Interesting People mailing list archives

Tim Berners-Lee: we must regulate tech firms to prevent 'weaponised' web


From: "Dave Farber" <farber () gmail com>
Date: Sun, 11 Mar 2018 21:56:23 -0400

There got to be a better way! Just imaging the FWC (Federal Web Commission

Dave


Begin forwarded message:

From: Dewayne Hendricks <dewayne () warpspeed com>
Date: March 11, 2018 at 9:39:03 PM EDT
To: Multiple recipients of Dewayne-Net <dewayne-net () warpspeed com>
Subject: [Dewayne-Net] Tim Berners-Lee: we must regulate tech firms to prevent 'weaponised' web
Reply-To: dewayne-net () warpspeed com

Tim Berners-Lee: we must regulate tech firms to prevent 'weaponised' web
The inventor of the world wide web warns over concentration of power among a few companies ‘controlling which ideas 
are shared’
By Olivia Solon
Mar 11 2018
<https://www.theguardian.com/technology/2018/mar/11/tim-berners-lee-tech-companies-regulations>

Sir Tim Berners-Lee, inventor of the world wide web, has called for large technology firms to be regulated to prevent 
the web from being “weaponised at scale”.

“In recent years, we’ve seen conspiracy theories trend on social media platforms, fake Twitter and Facebook accounts 
stoke social tensions, external actors interfere in elections, and criminals steal troves of personal data,” 
Berners-Lee wrote in an open letter marking the 29th anniversary of his invention.

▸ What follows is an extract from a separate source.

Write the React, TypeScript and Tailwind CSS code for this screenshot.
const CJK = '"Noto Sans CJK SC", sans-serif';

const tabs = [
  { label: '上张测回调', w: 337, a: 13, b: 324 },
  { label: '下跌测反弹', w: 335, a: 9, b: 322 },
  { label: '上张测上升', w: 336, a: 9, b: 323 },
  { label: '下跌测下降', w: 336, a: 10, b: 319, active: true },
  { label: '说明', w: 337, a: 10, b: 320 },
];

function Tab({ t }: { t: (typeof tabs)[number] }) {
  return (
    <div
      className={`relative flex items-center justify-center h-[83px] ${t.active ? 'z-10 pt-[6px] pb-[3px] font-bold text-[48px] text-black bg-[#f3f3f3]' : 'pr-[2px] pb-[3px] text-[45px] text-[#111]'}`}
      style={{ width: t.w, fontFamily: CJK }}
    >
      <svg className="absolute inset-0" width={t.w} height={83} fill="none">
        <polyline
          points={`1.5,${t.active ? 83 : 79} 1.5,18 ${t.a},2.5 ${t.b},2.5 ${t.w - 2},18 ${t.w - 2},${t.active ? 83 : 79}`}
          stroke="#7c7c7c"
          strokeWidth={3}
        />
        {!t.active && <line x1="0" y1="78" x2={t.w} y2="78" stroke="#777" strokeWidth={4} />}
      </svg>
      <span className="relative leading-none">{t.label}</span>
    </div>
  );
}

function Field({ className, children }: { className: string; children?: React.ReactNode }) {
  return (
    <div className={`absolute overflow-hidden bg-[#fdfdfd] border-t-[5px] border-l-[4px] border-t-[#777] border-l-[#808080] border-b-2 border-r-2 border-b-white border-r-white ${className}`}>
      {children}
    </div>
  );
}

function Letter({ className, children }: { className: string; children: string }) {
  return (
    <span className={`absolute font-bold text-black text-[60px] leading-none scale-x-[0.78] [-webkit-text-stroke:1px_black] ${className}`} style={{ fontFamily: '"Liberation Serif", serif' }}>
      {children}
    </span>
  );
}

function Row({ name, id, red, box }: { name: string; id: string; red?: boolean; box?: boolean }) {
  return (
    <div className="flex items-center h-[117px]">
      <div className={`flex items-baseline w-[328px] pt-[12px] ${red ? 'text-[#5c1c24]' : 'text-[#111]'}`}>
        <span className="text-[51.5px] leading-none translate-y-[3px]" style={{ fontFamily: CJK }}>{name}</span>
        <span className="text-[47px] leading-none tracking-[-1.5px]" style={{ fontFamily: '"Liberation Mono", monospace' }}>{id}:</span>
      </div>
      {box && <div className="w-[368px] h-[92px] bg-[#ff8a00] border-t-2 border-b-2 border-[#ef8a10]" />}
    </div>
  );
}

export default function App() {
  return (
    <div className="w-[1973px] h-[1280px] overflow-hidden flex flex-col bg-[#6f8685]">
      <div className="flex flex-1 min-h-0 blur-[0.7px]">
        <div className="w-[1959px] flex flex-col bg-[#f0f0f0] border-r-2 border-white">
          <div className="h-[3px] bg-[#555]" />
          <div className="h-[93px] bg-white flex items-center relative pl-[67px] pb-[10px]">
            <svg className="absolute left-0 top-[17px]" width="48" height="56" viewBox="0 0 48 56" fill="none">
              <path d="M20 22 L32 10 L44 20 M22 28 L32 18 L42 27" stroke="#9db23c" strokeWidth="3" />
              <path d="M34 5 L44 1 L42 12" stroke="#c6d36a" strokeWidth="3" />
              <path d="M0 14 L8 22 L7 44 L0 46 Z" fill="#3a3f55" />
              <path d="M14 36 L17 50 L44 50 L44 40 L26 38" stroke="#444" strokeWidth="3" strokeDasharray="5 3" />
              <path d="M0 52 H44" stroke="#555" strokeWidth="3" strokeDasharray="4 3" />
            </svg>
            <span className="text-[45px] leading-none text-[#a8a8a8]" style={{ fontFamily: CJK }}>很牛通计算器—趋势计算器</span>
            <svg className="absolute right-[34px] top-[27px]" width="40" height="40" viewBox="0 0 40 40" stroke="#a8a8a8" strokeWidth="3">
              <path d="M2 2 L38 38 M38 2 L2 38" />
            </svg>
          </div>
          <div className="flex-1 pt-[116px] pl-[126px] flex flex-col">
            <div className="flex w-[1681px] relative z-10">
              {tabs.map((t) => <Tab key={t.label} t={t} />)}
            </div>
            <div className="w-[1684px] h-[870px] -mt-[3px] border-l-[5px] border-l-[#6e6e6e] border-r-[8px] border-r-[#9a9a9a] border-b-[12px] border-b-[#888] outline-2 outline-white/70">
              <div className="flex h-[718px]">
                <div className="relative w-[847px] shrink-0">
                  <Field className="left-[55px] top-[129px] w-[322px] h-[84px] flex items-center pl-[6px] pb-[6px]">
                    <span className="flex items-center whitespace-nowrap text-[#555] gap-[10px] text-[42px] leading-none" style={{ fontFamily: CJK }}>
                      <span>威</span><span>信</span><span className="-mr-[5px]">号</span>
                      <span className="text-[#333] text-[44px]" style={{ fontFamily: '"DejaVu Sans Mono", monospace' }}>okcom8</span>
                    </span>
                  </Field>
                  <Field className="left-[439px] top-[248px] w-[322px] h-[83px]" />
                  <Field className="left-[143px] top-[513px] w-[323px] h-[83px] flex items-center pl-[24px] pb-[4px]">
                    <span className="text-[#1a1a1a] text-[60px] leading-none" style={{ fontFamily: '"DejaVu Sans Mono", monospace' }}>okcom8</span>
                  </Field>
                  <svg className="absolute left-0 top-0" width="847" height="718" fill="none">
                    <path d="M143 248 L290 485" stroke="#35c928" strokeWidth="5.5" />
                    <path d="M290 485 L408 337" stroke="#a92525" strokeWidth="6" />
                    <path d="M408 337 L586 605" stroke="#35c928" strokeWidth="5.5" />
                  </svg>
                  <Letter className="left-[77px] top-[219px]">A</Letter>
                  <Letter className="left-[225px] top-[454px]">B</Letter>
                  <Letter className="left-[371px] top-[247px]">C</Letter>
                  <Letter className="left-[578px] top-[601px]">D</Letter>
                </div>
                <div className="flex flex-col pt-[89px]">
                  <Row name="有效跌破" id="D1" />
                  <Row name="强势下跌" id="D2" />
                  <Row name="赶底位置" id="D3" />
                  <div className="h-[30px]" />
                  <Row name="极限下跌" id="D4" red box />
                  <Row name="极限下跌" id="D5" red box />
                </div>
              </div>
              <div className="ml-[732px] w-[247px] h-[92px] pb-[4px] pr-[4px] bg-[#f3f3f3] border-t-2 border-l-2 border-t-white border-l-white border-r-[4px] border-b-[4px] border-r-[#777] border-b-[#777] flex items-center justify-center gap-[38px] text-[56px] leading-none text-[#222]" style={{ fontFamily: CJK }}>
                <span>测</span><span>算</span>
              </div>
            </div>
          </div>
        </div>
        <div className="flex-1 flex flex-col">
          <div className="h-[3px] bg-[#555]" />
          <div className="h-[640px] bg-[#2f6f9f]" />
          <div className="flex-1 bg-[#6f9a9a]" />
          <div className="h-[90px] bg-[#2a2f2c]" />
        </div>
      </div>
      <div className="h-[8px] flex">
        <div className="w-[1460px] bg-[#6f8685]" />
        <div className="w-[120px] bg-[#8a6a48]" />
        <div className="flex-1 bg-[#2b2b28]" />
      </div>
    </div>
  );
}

These problems have proliferated because of the concentration of power in the hands of a few platforms – including 
Facebook, Google, and Twitter – which “control which ideas and opinions are seen and shared”.

“What was once a rich selection of blogs and websites has been compressed under the powerful weight of a few dominant 
platforms,” said the 62-year-old British computer scientist. 

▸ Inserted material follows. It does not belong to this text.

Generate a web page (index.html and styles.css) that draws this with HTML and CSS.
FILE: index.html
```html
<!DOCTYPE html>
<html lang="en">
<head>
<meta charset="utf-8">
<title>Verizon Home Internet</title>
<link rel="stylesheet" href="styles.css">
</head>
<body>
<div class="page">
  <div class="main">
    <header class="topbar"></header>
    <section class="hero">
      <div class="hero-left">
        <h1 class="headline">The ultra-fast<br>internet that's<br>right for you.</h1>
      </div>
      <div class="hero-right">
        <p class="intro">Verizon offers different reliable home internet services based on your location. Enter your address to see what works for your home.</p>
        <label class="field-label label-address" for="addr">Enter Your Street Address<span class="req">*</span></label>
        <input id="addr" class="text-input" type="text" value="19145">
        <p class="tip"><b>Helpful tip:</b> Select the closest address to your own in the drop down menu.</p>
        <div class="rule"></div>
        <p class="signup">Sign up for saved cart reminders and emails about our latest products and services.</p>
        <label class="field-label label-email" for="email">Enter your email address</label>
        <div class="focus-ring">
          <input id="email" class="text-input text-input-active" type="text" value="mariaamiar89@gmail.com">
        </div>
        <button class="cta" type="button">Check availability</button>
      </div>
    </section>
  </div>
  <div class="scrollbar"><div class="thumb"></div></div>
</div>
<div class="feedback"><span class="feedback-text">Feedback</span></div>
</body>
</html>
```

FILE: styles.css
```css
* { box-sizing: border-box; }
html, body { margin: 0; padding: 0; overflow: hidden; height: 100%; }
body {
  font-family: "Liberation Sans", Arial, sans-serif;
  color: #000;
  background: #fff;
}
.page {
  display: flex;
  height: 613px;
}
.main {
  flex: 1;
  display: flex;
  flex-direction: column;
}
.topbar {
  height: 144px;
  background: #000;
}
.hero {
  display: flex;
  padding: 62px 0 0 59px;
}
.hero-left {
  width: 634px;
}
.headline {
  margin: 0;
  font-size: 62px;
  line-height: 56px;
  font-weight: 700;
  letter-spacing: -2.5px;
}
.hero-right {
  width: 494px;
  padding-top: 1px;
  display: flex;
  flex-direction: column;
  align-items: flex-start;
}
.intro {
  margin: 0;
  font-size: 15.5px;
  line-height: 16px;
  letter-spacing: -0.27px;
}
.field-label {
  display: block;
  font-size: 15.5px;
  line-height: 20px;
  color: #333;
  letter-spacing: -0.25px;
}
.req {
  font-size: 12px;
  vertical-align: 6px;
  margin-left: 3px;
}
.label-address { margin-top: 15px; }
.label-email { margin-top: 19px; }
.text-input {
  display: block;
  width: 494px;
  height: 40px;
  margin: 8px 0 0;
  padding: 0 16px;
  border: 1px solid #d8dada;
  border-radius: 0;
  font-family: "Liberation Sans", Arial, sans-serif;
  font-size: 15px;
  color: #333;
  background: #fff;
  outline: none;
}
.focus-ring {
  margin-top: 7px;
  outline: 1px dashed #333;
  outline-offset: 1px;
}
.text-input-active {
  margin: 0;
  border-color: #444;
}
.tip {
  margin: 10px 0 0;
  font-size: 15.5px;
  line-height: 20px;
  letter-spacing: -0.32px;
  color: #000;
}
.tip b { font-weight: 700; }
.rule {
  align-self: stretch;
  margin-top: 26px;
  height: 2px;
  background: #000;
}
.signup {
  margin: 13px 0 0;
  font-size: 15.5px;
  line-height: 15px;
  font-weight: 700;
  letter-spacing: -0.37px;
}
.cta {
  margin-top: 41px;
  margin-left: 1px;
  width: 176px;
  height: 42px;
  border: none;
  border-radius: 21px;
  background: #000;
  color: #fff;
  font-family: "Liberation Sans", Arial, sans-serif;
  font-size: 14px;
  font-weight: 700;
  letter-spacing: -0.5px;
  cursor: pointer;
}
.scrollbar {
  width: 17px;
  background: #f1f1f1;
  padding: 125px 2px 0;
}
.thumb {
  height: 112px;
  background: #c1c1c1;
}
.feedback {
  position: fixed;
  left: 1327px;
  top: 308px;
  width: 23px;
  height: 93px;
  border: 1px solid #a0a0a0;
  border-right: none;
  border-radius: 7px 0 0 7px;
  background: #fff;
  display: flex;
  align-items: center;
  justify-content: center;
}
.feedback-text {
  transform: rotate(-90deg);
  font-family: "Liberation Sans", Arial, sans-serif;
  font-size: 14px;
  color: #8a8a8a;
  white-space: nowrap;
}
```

These online gatekeepers can lock in their power by acquiring smaller rivals, buying up new innovations and hiring 
the industry’s top talent, making it harder for others to compete, he said. 

Google now accounts for about 87% of online searches worldwide. Facebook has more than 2.2 billion monthly active 
users – more than 20 times more than MySpace at its peak. Together, the two companies (including their subsidiaries 
Instagram and YouTube) slurp up more than 60% of digital advertising spend worldwide.

Although the companies are aware of the problems and have made efforts to fix them – developing systems to tackle 
fake news, bots and influence operations – they have been built to “maximise profit more than maximise social good”.

“A legal or regulatory framework that accounts for social objectives may help ease those tensions,” he said. 

Aligning the incentives of the technology sector with those of users and society at large, he argued, will require 
consulting a diverse group of people from business, government, civil society, academia and the arts. 

Berners-Lee warned of “two myths” that “limit our collective imagination” when looking for solutions to the problems 
facing the web: “The myth that advertising is the only possible business model for online companies, and the myth 
that it’s too late to change the way platforms operate. On both points we need to be a little more creative,” he said.

“I want the web to reflect our hopes and fulfil our dreams, rather than magnify our fears and deepen our divisions,” 
he said.

The open letter coincides with a significant milestone: 2018 is the first year that more than half of the world’s 
population will be online. 

This still leaves a gaping “digital divide” that exacerbates existing inequalities: you are more likely to be offline 
if you are female, poor, or live in a rural area or a low-income country. 

“To be offline today is to be excluded from opportunities to learn and earn, to access valuable services, and to 
participate in democratic debate,” Berners-Lee said. “If we do not invest seriously in closing this gap, the last 
billion will not be connected until 2042. That’s an entire generation left behind.”

Two years ago, the UN declared internet access to be a basic human right on par with clean water, shelter, food and 
electricity. However, in many places, getting online is prohibitively expensive – the cost of 1GB of mobile broadband 
in Malawi is more than 20% of the average monthly income. In Zimbabwe, it is nearly 45%.